Written request.
Locate every line in the material below that has the word "index". Copy each of those lines.
________________________
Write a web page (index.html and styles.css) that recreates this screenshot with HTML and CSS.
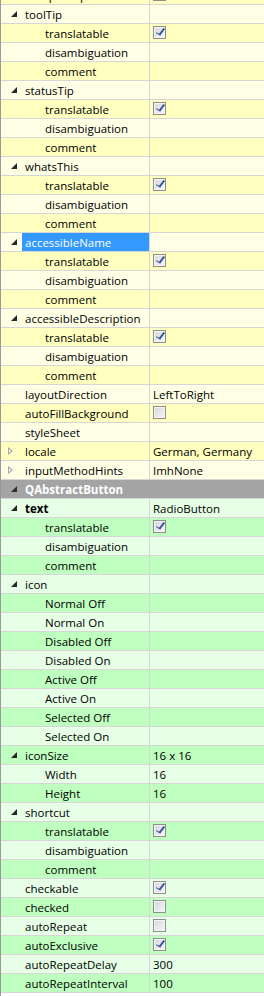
FILE: index.html
```html
<!DOCTYPE html>
<html lang="en">
<head>
    <meta charset="UTF-8">
    <title>Property Editor</title>
    <link rel="stylesheet" href="styles.css">
</head>
<body>
    <div class="editor">
        <div class="tree">
            <div class="row y2"><div class="name l0"><span class="branch"></span><span class="label">acceptDrops</span></div><div class="value"><span class="check"></span></div></div>

            <div class="row y1"><div class="name l0"><span class="branch open"></span><span class="label">toolTip</span></div><div class="value"></div></div>
            <div class="row y2"><div class="name l1"><span class="branch"></span><span class="label">translatable</span></div><div class="value"><span class="check on"></span></div></div>
            <div class="row y1"><div class="name l1"><span class="branch"></span><span class="label">disambiguation</span></div><div class="value"></div></div>
            <div class="row y2"><div class="name l1"><span class="branch"></span><span class="label">comment</span></div><div class="value"></div></div>

            <div class="row y1"><div class="name l0"><span class="branch open"></span><span class="label">statusTip</span></div><div class="value"></div></div>
            <div class="row y2"><div class="name l1"><span class="branch"></span><span class="label">translatable</span></div><div class="value"><span class="check on"></span></div></div>
            <div class="row y1"><div class="name l1"><span class="branch"></span><span class="label">disambiguation</span></div><div class="value"></div></div>
            <div class="row y2"><div class="name l1"><span class="branch"></span><span class="label">comment</span></div><div class="value"></div></div>

            <div class="row y1"><div class="name l0"><span class="branch open"></span><span class="label">whatsThis</span></div><div class="value"></div></div>
            <div class="row y2"><div class="name l1"><span class="branch"></span><span class="label">translatable</span></div><div class="value"><span class="check on"></span></div></div>
            <div class="row y1"><div class="name l1"><span class="branch"></span><span class="label">disambiguation</span></div><div class="value"></div></div>
            <div class="row y2"><div class="name l1"><span class="branch"></span><span class="label">comment</span></div><div class="value"></div></div>

            <div class="row y1 selected"><div class="name l0"><span class="branch open"></span><span class="label">accessibleName</span></div><div class="value"></div></div>
            <div class="row y2"><div class="name l1"><span class="branch"></span><span class="label">translatable</span></div><div class="value"><span class="check on"></span></div></div>
            <div class="row y1"><div class="name l1"><span class="branch"></span><span class="label">disambiguation</span></div><div class="value"></div></div>
            <div class="row y2"><div class="name l1"><span class="branch"></span><span class="label">comment</span></div><div class="value"></div></div>

            <div class="row y1"><div class="name l0"><span class="branch open"></span><span class="label">accessibleDescription</span></div><div class="value"></div></div>
            <div class="row y2"><div class="name l1"><span class="branch"></span><span class="label">translatable</span></div><div class="value"><span class="check on"></span></div></div>
            <div class="row y1"><div class="name l1"><span class="branch"></span><span class="label">disambiguation</span></div><div class="value"></div></div>
            <div class="row y2"><div class="name l1"><span class="branch"></span><span class="label">comment</span></div><div class="value"></div></div>

            <div class="row y1"><div class="name l0"><span class="branch"></span><span class="label">layoutDirection</span></div><div class="value">LeftToRight</div></div>
            <div class="row y2"><div class="name l0"><span class="branch"></span><span class="label">autoFillBackground</span></div><div class="value"><span class="check"></span></div></div>
            <div class="row y1"><div class="name l0"><span class="branch"></span><span class="label">styleSheet</span></div><div class="value"></div></div>
            <div class="row y2"><div class="name l0"><span class="branch closed"></span><span class="label">locale</span></div><div class="value">German, Germany</div></div>
            <div class="row y1"><div class="name l0"><span class="branch closed"></span><span class="label">inputMethodHints</span></div><div class="value">ImhNone</div></div>

            <div class="row header"><div class="name l0"><span class="branch open"></span><span class="label">QAbstractButton</span></div></div>

            <div class="row g1"><div class="name l0"><span class="branch open"></span><span class="label bold">text</span></div><div class="value">RadioButton</div></div>
            <div class="row g2"><div class="name l1"><span class="branch"></span><span class="label">translatable</span></div><div class="value"><span class="check on"></span></div></div>
            <div class="row g1"><div class="name l1"><span class="branch"></span><span class="label">disambiguation</span></div><div class="value"></div></div>
            <div class="row g2"><div class="name l1"><span class="branch"></span><span class="label">comment</span></div><div class="value"></div></div>

            <div class="row g1"><div class="name l0"><span class="branch open"></span><span class="label">icon</span></div><div class="value"></div></div>
            <div class="row g2"><div class="name l1"><span class="branch"></span><span class="label">Normal Off</span></div><div class="value"></div></div>
            <div class="row g1"><div class="name l1"><span class="branch"></span><span class="label">Normal On</span></div><div class="value"></div></div>
            <div class="row g2"><div class="name l1"><span class="branch"></span><span class="label">Disabled Off</span></div><div class="value"></div></div>
            <div class="row g1"><div class="name l1"><span class="branch"></span><span class="label">Disabled On</span></div><div class="value"></div></div>
            <div class="row g2"><div class="name l1"><span class="branch"></span><span class="label">Active Off</span></div><div class="value"></div></div>
            <div class="row g1"><div class="name l1"><span class="branch"></span><span class="label">Active On</span></div><div class="value"></div></div>
            <div class="row g2"><div class="name l1"><span class="branch"></span><span class="label">Selected Off</span></div><div class="value"></div></div>
            <div class="row g1"><div class="name l1"><span class="branch"></span><span class="label">Selected On</span></div><div class="value"></div></div>

            <div class="row g2"><div class="name l0"><span class="branch open"></span><span class="label">iconSize</span></div><div class="value">16 x 16</div></div>
            <div class="row g1"><div class="name l1"><span class="branch"></span><span class="label">Width</span></div><div class="value">16</div></div>
            <div class="row g2"><div class="name l1"><span class="branch"></span><span class="label">Height</span></div><div class="value">16</div></div>

            <div class="row g1"><div class="name l0"><span class="branch open"></span><span class="label">shortcut</span></div><div class="value"></div></div>
            <div class="row g2"><div class="name l1"><span class="branch"></span><span class="label">translatable</span></div><div class="value"><span class="check on"></span></div></div>
            <div class="row g1"><div class="name l1"><span class="branch"></span><span class="label">disambiguation</span></div><div class="value"></div></div>
            <div class="row g2"><div class="name l1"><span class="branch"></span><span class="label">comment</span></div><div class="value"></div></div>

            <div class="row g1"><div class="name l0"><span class="branch"></span><span class="label">checkable</span></div><div class="value"><span class="check on"></span></div></div>
            <div class="row g2"><div class="name l0"><span class="branch"></span><span class="label">checked</span></div><div class="value"><span class="check"></span></div></div>
            <div class="row g1"><div class="name l0"><span class="branch"></span><span class="label">autoRepeat</span></div><div class="value"><span class="check"></span></div></div>
            <div class="row g2"><div class="name l0"><span class="branch"></span><span class="label">autoExclusive</span></div><div class="value"><span class="check on"></span></div></div>
            <div class="row g1"><div class="name l0"><span class="branch"></span><span class="label">autoRepeatDelay</span></div><div class="value">300</div></div>
            <div class="row g2"><div class="name l0"><span class="branch"></span><span class="label">autoRepeatInterval</span></div><div class="value">100</div></div>
        </div>
    </div>
</body>
</html>
```

FILE: styles.css
```css
body {
    margin: 0;
    background-color: white;
    font-family: "Open Sans", "Noto Sans", sans-serif;
    font-size: 11.5px;
    color: #000;
    overflow: hidden;
}
.editor {
    height: 996px;
    border-left: 1px solid #9a9a9a;
    overflow: hidden;
}
.tree {
    margin-top: -14px;
}
.row {
    display: grid;
    grid-template-columns: 148px 1fr;
    height: 18px;
    line-height: 20px;
    overflow: hidden;
    border-bottom: 1px solid #d6d6d6;
    white-space: nowrap;
}
.y1 { background-color: #ffffe6; }
.y2 { background-color: #ffffbf; }
.g1 { background-color: #e6ffe6; }
.g2 { background-color: #bfffbf; }

.name {
    display: flex;
    overflow: hidden;
}
.branch {
    position: relative;
    flex: none;
    width: 21px;
}
.l1 .branch {
    width: 41px;
}
.label {
    flex: 1;
    padding-left: 3px;
}
.bold {
    font-weight: bold;
}
.value {
    border-left: 1px solid #d6d6d6;
    padding-left: 3px;
}
.value .check {
    margin-top: 2px;
}

/* expanded / collapsed arrows */
.branch.open::before {
    content: "";
    position: absolute;
    left: 10px;
    top: 6px;
    width: 0;
    height: 0;
    border-left: 6px solid transparent;
    border-bottom: 6px solid #262626;
}
.branch.closed::before {
    content: "";
    position: absolute;
    left: 7px;
    top: 5px;
    width: 0;
    height: 0;
    border-top: 4px solid transparent;
    border-bottom: 4px solid transparent;
    border-left: 5px solid #a6a6a6;
}
.branch.closed::after {
    content: "";
    position: absolute;
    left: 8px;
    top: 7px;
    width: 0;
    height: 0;
    border-top: 2px solid transparent;
    border-bottom: 2px solid transparent;
    border-left: 2.5px solid #fff;
}

.selected .label {
    background-color: #3399ff;
    color: white;
}

.header {
    background-color: #a4a4a4;
    color: white;
    font-weight: bold;
    grid-template-columns: 1fr;
}
.header .branch.open::before {
    border-bottom-color: #2e2e2e;
}

.check {
    display: block;
    box-sizing: border-box;
    width: 13px;
    height: 13px;
    border: 1px solid #8e8f8f;
    box-shadow: inset 0 0 0 1px #f4f4f4;
    background: linear-gradient(135deg, #d4d6da, #f7f7f7);
    position: relative;
}
.check.on::after {
    content: "";
    position: absolute;
    left: 4px;
    top: 0px;
    width: 3px;
    height: 7px;
    border-right: 2px solid #3d559c;
    border-bottom: 1.5px solid #3d559c;
    transform: rotate(30deg) skewX(-8deg);
}
```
________________________
Worked solution.
Write a web page (index.html and styles.css) that recreates this screenshot with HTML and CSS.
FILE: index.html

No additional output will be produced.